Listed investment company Blue Sky Alternatives is close to signing a management deal with Geoff Wilson’s Wilson Asset Management, after a “challenging” year where the gap between the fund’s net tangible assets and share price widened.
The decision underscores the pressure on investment managers of underperforming listed investment companies to reconsider their structures, as a significant number of LICs continue to trade at discounts to the value of their underlying assets.
Blue Sky Alternatives has reached key commercial terms to transfer management rights to Wilson Asset Management, although final terms for a binding deal are yet to be agreed.
Chairman Michael Cottier acknowledged to shareholders at the LIC’s annual shareholder meeting that the decision to sign a management deal with Wilson Asset Management bookends a difficult year.
“As you will appreciate, it has been another challenging year for the company and shareholders,” Mr Cottier said.
Investment manager Blue Sky Alternative Investments managed more than 80 funds when it was targeted by an activist short-seller attack in early March last year. Despite its rebuttal of allegations about the true nature of fund performance, the value of some of its investments was subsequently slashed, including in childcare and real estate.

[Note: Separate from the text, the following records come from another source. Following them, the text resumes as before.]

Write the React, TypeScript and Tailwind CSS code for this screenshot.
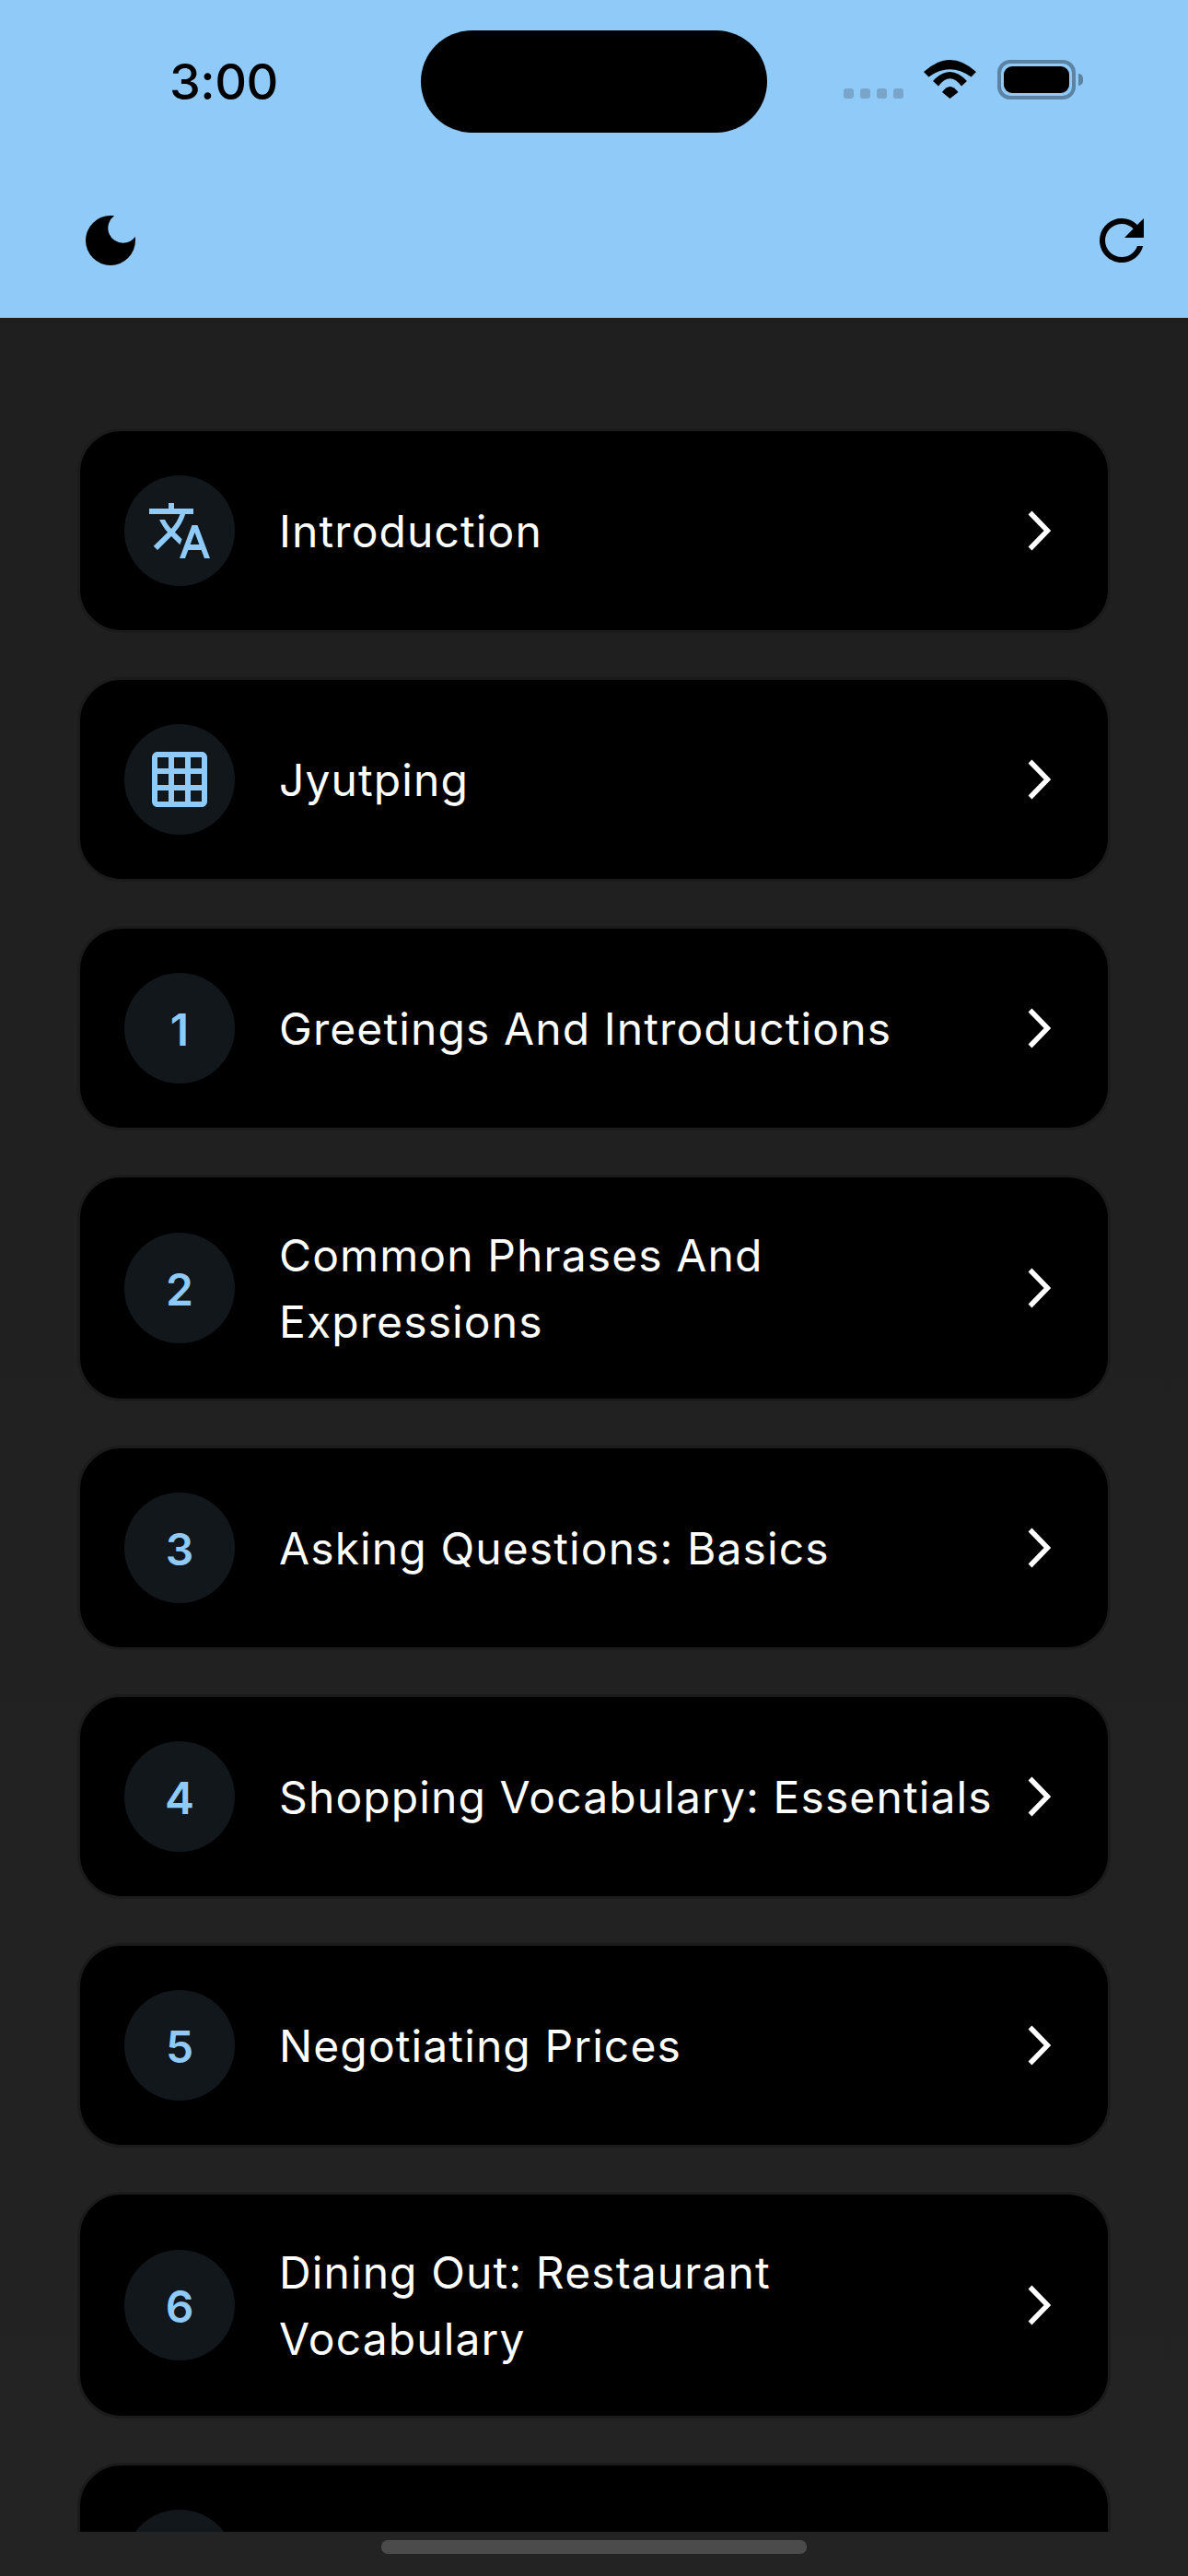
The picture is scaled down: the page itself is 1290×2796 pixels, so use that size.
import React from 'react';
import { MdDarkMode, MdRefresh, MdTranslate, MdGridOn } from 'react-icons/md';

const LESSONS: { id: string; badge?: React.ReactNode; title?: string }[] = [
  { id: 'intro', badge: <MdTranslate className="w-[72px] h-[72px]" />, title: 'Introduction' },
  { id: 'jyutping', badge: <MdGridOn className="w-[72px] h-[72px]" />, title: 'Jyutping' },
  { id: '1', badge: <span className="translate-y-[2px]">1</span>, title: 'Greetings And Introductions' },
  { id: '2', badge: <span className="translate-y-[2px]">2</span>, title: 'Common Phrases And Expressions' },
  { id: '3', badge: <span className="translate-y-[2px]">3</span>, title: 'Asking Questions: Basics' },
  { id: '4', badge: <span className="translate-y-[2px]">4</span>, title: 'Shopping Vocabulary: Essentials' },
  { id: '5', badge: <span className="translate-y-[2px]">5</span>, title: 'Negotiating Prices' },
  { id: '6', badge: <span className="translate-y-[2px]">6</span>, title: 'Dining Out: Restaurant Vocabulary' },
  // next lesson is scrolled off, only the top of its card shows
  { id: 'next' },
];

const Wifi = () => (
  <svg width="57" height="42" viewBox="0 0 57 42" fill="currentColor" className="text-black">
    <path d="M0 13 Q28.5 -13 57 13 L51.5 18.5 Q28.5 2 5.5 18.5 Z" />
    <path d="M10 23 Q28.5 3 47 23 L41 28.5 Q28.5 12 16 28.5 Z" />
    <path d="M20 35 Q28.5 23 37.5 35 L28.5 42 Z" />
  </svg>
);

const Battery = () => (
  <div className="flex items-center">
    <div className="w-[85px] h-[43px] border-4 border-[#5c82a4] rounded-[14px] p-[3px]">
      <div className="w-full h-full bg-black rounded-[9px]" />
    </div>
    <div className="ml-[3px] w-[5px] h-[13px] bg-[#5c82a4] rounded-r-full" />
  </div>
);

const StatusBar = () => (
  <div className="flex items-start pt-[33px] pl-[184px]">
    <div className="w-[273px] h-[111px] flex items-center text-[54px] leading-none font-medium tracking-[-0.5px] text-black">3:00</div>
    <div className="w-[376px] h-[111px] bg-black rounded-full" />
    <div className="ml-[83px] mt-[32px] flex items-end">
      <div className="flex gap-[7px] mb-[1px]">
        <span className="w-[11px] h-[11px] rounded-[3px] bg-[#78a5c9]" />
        <span className="w-[11px] h-[11px] rounded-[3px] bg-[#78a5c9]" />
        <span className="w-[11px] h-[11px] rounded-[3px] bg-[#78a5c9]" />
        <span className="w-[11px] h-[11px] rounded-[3px] bg-[#78a5c9]" />
      </div>
      <div className="ml-[22px] mb-[1px]">
        <Wifi />
      </div>
      <div className="ml-[23px]">
        <Battery />
      </div>
    </div>
  </div>
);

const Chevron = () => (
  <svg width="26" height="44" viewBox="0 0 26 44" fill="none" stroke="white" strokeWidth="5.5" className="shrink-0">
    <path d="M3.5 2.5 L22.5 22 L3.5 41.5" />
  </svg>
);

const App: React.FC = () => {
  return (
    <div className="w-[1290px] h-[2796px] flex flex-col overflow-hidden bg-linear-to-b from-[#1e1e1e] to-[#232323] font-['Inter',sans-serif]">
      {/* App bar */}
      <header className="h-[345px] shrink-0 bg-[#90caf9]">
        <StatusBar />
        <div className="mt-[81px] pl-[84px] pr-[36px] flex justify-between text-black">
          <MdDarkMode className="w-[72px] h-[72px]" />
          <MdRefresh className="w-[72px] h-[72px]" />
        </div>
      </header>

      {/* Lesson list, cut off by the scroll area */}
      <main className="h-[2403px] shrink-0 overflow-hidden px-[84px] pt-[120px] flex flex-col gap-12">
        {LESSONS.map((lesson) => (
          <div key={lesson.id} className="shrink-0 flex items-center p-12 bg-black border-[3px] border-[#1b1b1b] rounded-[48px]">
            <div className="w-[120px] h-[120px] shrink-0 rounded-full bg-[#11171b] flex items-center justify-center text-[#90caf9] text-[48px] font-semibold">
              {lesson.badge}
            </div>
            <div className="ml-12 w-[792px] shrink-0 translate-y-[1px] text-white text-[48px] leading-[72px] tracking-[1.1px]">{lesson.title}</div>
            <div className="flex-1 flex justify-end pr-[14px]">
              <Chevron />
            </div>
          </div>
        ))}
      </main>

      {/* Home indicator */}
      <div className="mt-[9px] mx-auto w-[462px] h-[15px] rounded-[7px] bg-[#4b4b4b]" />
    </div>
  );
};

export default App;
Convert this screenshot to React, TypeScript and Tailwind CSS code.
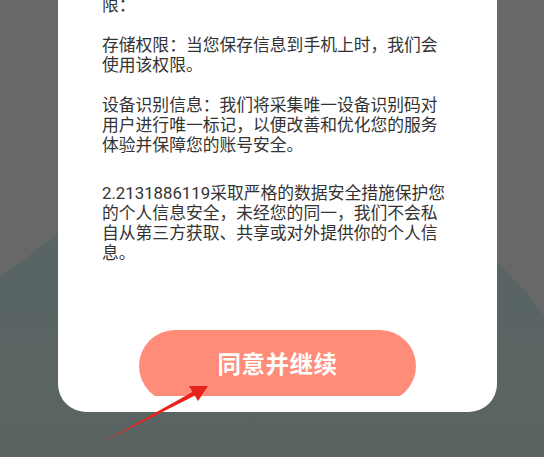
const paragraphs = [
  "存储权限：当您保存信息到手机上时，我们会使用该权限。",
  "设备识别信息：我们将采集唯一设备识别码对用户进行唯一标记，以便改善和优化您的服务体验并保障您的账号安全。",
];

const PrivacyDialog = () => {
  return (
    <div
      className="relative w-[544px] h-[457px] overflow-hidden bg-[#686868]"
      style={{ fontFamily: 'Roboto, "Noto Sans CJK SC", sans-serif' }}
    >
      {/* dimmed background hill */}
      <svg className="absolute inset-0" width="544" height="457" viewBox="0 0 544 457">
        <defs>
          <linearGradient id="hill" x1="0" y1="0" x2="0" y2="1">
            <stop offset="0" stopColor="#566665" />
            <stop offset="1" stopColor="#5b6463" />
          </linearGradient>
        </defs>
        <path
          d="M0,276 Q30,256 60,231 L60,100 L495,100 L495,261 Q522,284 544,316 L544,457 L0,457 Z"
          fill="url(#hill)"
        />
      </svg>

      <div className="relative z-10 ml-[58px] -mt-[5px] w-[439px] rounded-b-[28px] bg-white pl-[44px] pb-[16px]">
        <div className="w-[348px] text-[16.8px] leading-[20px] text-[#333333]">
          <p>限：</p>
          {paragraphs.map((text, i) => (
            <p key={i} className="mt-[20px]">
              {text}
            </p>
          ))}
          <p className="mt-[28px]">
            2.2131886119采取严格的数据安全措施保护您的个人信息安全，未经您的同一，我们不会私自从第三方获取、共享或对外提供你的个人信息。
          </p>
        </div>

        <div className="mt-[67px] ml-[37px] w-[277px] h-[66px] overflow-hidden">
          <button className="w-full h-[72px] rounded-full bg-[#ff8c78] text-white text-[23.5px] font-bold tracking-[0.5px]">
            同意并继续
          </button>
        </div>
      </div>

      {/* annotation arrow */}
      <svg className="absolute inset-0 z-20 pointer-events-none" width="544" height="457" viewBox="0 0 544 457">
        <path d="M103,442 L196,390 L198,394 Z" fill="#e8231c" />
        <path d="M208,386 L189,386 L198,401 Z" fill="#e8231c" />
      </svg>
    </div>
  );
};

export default function App() {
  return <PrivacyDialog />;
}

When receivers were appointed in May, the asset manager’s market capitalisation had shrunk to $14 million from a peak of nearly $1 billion. In July, its agriculture and water funds were transferred to US giant Oaktree, which put it into receivership.
Shareholders of the LIC have been waiting for a year for news on its future management plans after negotiations with an entity owned by Pinnacle Investment Management and Andrew Champion collapsed.
The LIC had warned mid-month that fresh negotiations to appoint a new manager were “incomplete” and that other options such as an orderly wind down of the portfolio were under consideration.
Back to a billion
Mr Wilson told the meeting that his aim was to get the business to a $1 billion firm, saying “I see no reason” why that wouldn’t be possible.
The veteran fund manager acknowledged that a shift into the alternatives space would be a new avenue for Wilson Asset Management but appeared undaunted by the task.
“There is enormous demand for the alternative space in Australia,” he said. “Our plan is to get Blue Sky trading at true value – to get the share price to reflect the NTA [net tangible assets].” Blue Sky’s LIC trades at a 22 per cent discount to NTA.
Mr Wilson takes the view that the long process to appoint a manager has “tightened up the share register and all the stale bulls and non-believers have gone”.
He said on the sidelines of the annual meeting that WAM planned to charge a 1 per cent management fee for a five-year agreement, and would not charge a performance fee.
“We will enter into a five-year contract with the company. If we’re adding significant value in five years, we may well ask for a performance fee but we need to prove ourselves first,” he said.
Wilson Asset Management has been interested in managing Blue Sky’s LIC for more than a year. Mr Wilson expressed disappointment last November that the company did not put his firm’s proposed management agreement to a shareholder vote.
Mr Wilson wrote to the LIC’s shareholders ahead of last year’s annual shareholder meeting, telling them he would vote against the re-election of independent directors Peter Wade and Paul Masi, and all other resolutions at the AGM.
It isn’t the first time WAM has stepped in when an LIC has found itself unable to address its NTA discount.
WAM Capital took over $120 million listed investment company Wealth Defender in August last year after it was unable to address its discount. The LIC was previously managed by Perennial Value.
LICs in focus
The Blue Sky LIC’s management change follows an intense period of activity in the space. This month. the investment manager behind global LIC Antipodes Global rebuffed demands from a handful of activist shareholders to wind up.
Ellerston Global Investments decided late last week that it will convert its LIC to an unlisted investment trust to allow investors to cash out of the fund at the underlying value of the assets.